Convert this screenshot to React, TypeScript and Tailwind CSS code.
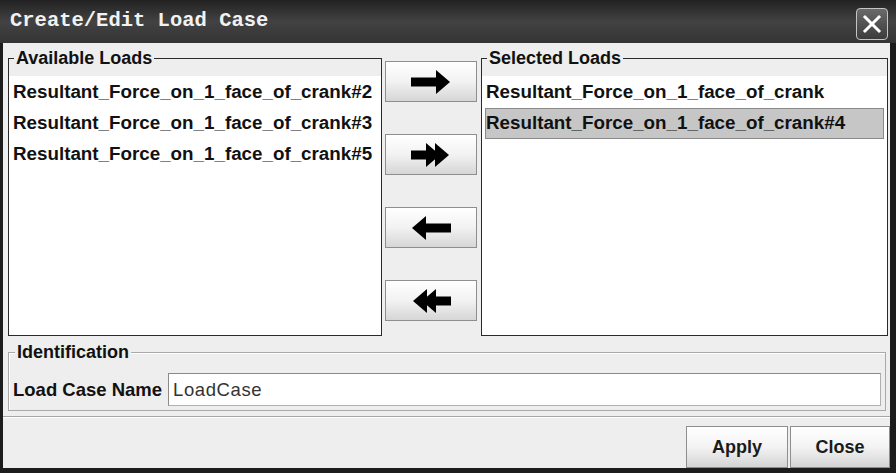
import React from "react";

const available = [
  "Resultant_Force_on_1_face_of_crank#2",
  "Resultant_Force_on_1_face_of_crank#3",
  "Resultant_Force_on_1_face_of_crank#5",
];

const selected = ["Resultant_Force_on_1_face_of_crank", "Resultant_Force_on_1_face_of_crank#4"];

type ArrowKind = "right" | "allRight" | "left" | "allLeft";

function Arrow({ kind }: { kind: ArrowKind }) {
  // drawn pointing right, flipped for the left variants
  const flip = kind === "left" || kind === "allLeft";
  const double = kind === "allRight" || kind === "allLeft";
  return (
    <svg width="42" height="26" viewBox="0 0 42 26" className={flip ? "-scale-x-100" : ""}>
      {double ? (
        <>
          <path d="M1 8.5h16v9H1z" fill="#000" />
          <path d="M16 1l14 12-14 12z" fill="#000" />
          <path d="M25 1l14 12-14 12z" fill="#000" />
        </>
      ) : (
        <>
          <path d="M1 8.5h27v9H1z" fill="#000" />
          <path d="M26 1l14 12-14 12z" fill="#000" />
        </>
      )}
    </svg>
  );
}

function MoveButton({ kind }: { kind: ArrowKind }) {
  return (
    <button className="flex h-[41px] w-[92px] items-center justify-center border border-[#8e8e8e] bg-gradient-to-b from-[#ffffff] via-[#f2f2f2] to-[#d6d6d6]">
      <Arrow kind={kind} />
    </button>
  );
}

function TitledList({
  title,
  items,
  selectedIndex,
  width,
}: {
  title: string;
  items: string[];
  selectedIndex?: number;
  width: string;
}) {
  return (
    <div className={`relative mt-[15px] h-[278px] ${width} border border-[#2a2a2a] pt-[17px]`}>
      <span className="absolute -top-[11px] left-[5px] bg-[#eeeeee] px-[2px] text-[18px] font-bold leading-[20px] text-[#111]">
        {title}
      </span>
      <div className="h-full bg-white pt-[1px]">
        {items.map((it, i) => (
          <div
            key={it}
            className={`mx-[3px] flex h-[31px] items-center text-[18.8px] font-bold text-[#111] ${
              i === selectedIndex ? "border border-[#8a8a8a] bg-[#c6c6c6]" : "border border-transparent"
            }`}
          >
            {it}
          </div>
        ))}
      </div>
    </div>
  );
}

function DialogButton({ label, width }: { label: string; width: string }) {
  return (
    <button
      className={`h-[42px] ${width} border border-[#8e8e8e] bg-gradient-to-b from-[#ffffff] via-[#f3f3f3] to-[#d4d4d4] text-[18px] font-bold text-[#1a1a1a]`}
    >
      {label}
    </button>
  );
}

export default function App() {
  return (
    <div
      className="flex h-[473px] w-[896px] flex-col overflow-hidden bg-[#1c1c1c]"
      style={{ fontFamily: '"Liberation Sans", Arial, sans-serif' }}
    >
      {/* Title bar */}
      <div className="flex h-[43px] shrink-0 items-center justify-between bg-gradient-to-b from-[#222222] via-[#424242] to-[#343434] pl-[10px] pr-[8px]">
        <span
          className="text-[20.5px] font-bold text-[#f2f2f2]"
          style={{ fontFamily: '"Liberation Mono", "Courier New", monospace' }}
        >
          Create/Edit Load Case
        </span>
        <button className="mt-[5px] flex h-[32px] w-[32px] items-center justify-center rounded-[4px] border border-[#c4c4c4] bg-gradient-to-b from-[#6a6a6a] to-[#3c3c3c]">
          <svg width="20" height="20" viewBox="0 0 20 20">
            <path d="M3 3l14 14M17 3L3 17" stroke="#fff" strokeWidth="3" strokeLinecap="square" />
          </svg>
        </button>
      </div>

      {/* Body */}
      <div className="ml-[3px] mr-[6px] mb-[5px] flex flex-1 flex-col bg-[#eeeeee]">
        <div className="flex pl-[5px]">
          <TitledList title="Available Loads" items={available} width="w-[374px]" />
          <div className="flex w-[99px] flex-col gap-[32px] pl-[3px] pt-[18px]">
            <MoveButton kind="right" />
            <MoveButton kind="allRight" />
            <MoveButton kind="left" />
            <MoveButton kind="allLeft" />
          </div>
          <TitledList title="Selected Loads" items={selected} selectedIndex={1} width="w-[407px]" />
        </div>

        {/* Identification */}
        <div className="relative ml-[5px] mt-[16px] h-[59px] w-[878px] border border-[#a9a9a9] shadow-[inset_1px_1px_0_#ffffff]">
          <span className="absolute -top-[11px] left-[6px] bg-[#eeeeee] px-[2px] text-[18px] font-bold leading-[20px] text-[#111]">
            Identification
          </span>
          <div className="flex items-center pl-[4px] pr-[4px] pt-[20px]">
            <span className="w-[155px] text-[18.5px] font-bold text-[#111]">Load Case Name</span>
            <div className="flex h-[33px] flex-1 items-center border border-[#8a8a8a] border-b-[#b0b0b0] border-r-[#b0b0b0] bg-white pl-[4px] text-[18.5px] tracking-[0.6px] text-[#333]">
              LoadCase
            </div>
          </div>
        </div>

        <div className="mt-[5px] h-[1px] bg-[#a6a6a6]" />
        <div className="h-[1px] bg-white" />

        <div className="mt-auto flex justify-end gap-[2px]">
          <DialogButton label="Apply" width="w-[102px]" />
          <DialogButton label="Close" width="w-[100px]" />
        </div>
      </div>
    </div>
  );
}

#### Short task
Leave the images out and output the remaining material exactly as it stands.

#### Full response
Convert this screenshot to React, TypeScript and Tailwind CSS code.
import React from "react";

const available = [
  "Resultant_Force_on_1_face_of_crank#2",
  "Resultant_Force_on_1_face_of_crank#3",
  "Resultant_Force_on_1_face_of_crank#5",
];

const selected = ["Resultant_Force_on_1_face_of_crank", "Resultant_Force_on_1_face_of_crank#4"];

type ArrowKind = "right" | "allRight" | "left" | "allLeft";

function Arrow({ kind }: { kind: ArrowKind }) {
  // drawn pointing right, flipped for the left variants
  const flip = kind === "left" || kind === "allLeft";
  const double = kind === "allRight" || kind === "allLeft";
  return (
    <svg width="42" height="26" viewBox="0 0 42 26" className={flip ? "-scale-x-100" : ""}>
      {double ? (
        <>
          <path d="M1 8.5h16v9H1z" fill="#000" />
          <path d="M16 1l14 12-14 12z" fill="#000" />
          <path d="M25 1l14 12-14 12z" fill="#000" />
        </>
      ) : (
        <>
          <path d="M1 8.5h27v9H1z" fill="#000" />
          <path d="M26 1l14 12-14 12z" fill="#000" />
        </>
      )}
    </svg>
  );
}

function MoveButton({ kind }: { kind: ArrowKind }) {
  return (
    <button className="flex h-[41px] w-[92px] items-center justify-center border border-[#8e8e8e] bg-gradient-to-b from-[#ffffff] via-[#f2f2f2] to-[#d6d6d6]">
      <Arrow kind={kind} />
    </button>
  );
}

function TitledList({
  title,
  items,
  selectedIndex,
  width,
}: {
  title: string;
  items: string[];
  selectedIndex?: number;
  width: string;
}) {
  return (
    <div className={`relative mt-[15px] h-[278px] ${width} border border-[#2a2a2a] pt-[17px]`}>
      <span className="absolute -top-[11px] left-[5px] bg-[#eeeeee] px-[2px] text-[18px] font-bold leading-[20px] text-[#111]">
        {title}
      </span>
      <div className="h-full bg-white pt-[1px]">
        {items.map((it, i) => (
          <div
            key={it}
            className={`mx-[3px] flex h-[31px] items-center text-[18.8px] font-bold text-[#111] ${
              i === selectedIndex ? "border border-[#8a8a8a] bg-[#c6c6c6]" : "border border-transparent"
            }`}
          >
            {it}
          </div>
        ))}
      </div>
    </div>
  );
}

function DialogButton({ label, width }: { label: string; width: string }) {
  return (
    <button
      className={`h-[42px] ${width} border border-[#8e8e8e] bg-gradient-to-b from-[#ffffff] via-[#f3f3f3] to-[#d4d4d4] text-[18px] font-bold text-[#1a1a1a]`}
    >
      {label}
    </button>
  );
}

export default function App() {
  return (
    <div
      className="flex h-[473px] w-[896px] flex-col overflow-hidden bg-[#1c1c1c]"
      style={{ fontFamily: '"Liberation Sans", Arial, sans-serif' }}
    >
      {/* Title bar */}
      <div className="flex h-[43px] shrink-0 items-center justify-between bg-gradient-to-b from-[#222222] via-[#424242] to-[#343434] pl-[10px] pr-[8px]">
        <span
          className="text-[20.5px] font-bold text-[#f2f2f2]"
          style={{ fontFamily: '"Liberation Mono", "Courier New", monospace' }}
        >
          Create/Edit Load Case
        </span>
        <button className="mt-[5px] flex h-[32px] w-[32px] items-center justify-center rounded-[4px] border border-[#c4c4c4] bg-gradient-to-b from-[#6a6a6a] to-[#3c3c3c]">
          <svg width="20" height="20" viewBox="0 0 20 20">
            <path d="M3 3l14 14M17 3L3 17" stroke="#fff" strokeWidth="3" strokeLinecap="square" />
          </svg>
        </button>
      </div>

      {/* Body */}
      <div className="ml-[3px] mr-[6px] mb-[5px] flex flex-1 flex-col bg-[#eeeeee]">
        <div className="flex pl-[5px]">
          <TitledList title="Available Loads" items={available} width="w-[374px]" />
          <div className="flex w-[99px] flex-col gap-[32px] pl-[3px] pt-[18px]">
            <MoveButton kind="right" />
            <MoveButton kind="allRight" />
            <MoveButton kind="left" />
            <MoveButton kind="allLeft" />
          </div>
          <TitledList title="Selected Loads" items={selected} selectedIndex={1} width="w-[407px]" />
        </div>

        {/* Identification */}
        <div className="relative ml-[5px] mt-[16px] h-[59px] w-[878px] border border-[#a9a9a9] shadow-[inset_1px_1px_0_#ffffff]">
          <span className="absolute -top-[11px] left-[6px] bg-[#eeeeee] px-[2px] text-[18px] font-bold leading-[20px] text-[#111]">
            Identification
          </span>
          <div className="flex items-center pl-[4px] pr-[4px] pt-[20px]">
            <span className="w-[155px] text-[18.5px] font-bold text-[#111]">Load Case Name</span>
            <div className="flex h-[33px] flex-1 items-center border border-[#8a8a8a] border-b-[#b0b0b0] border-r-[#b0b0b0] bg-white pl-[4px] text-[18.5px] tracking-[0.6px] text-[#333]">
              LoadCase
            </div>
          </div>
        </div>

        <div className="mt-[5px] h-[1px] bg-[#a6a6a6]" />
        <div className="h-[1px] bg-white" />

        <div className="mt-auto flex justify-end gap-[2px]">
          <DialogButton label="Apply" width="w-[102px]" />
          <DialogButton label="Close" width="w-[100px]" />
        </div>
      </div>
    </div>
  );
}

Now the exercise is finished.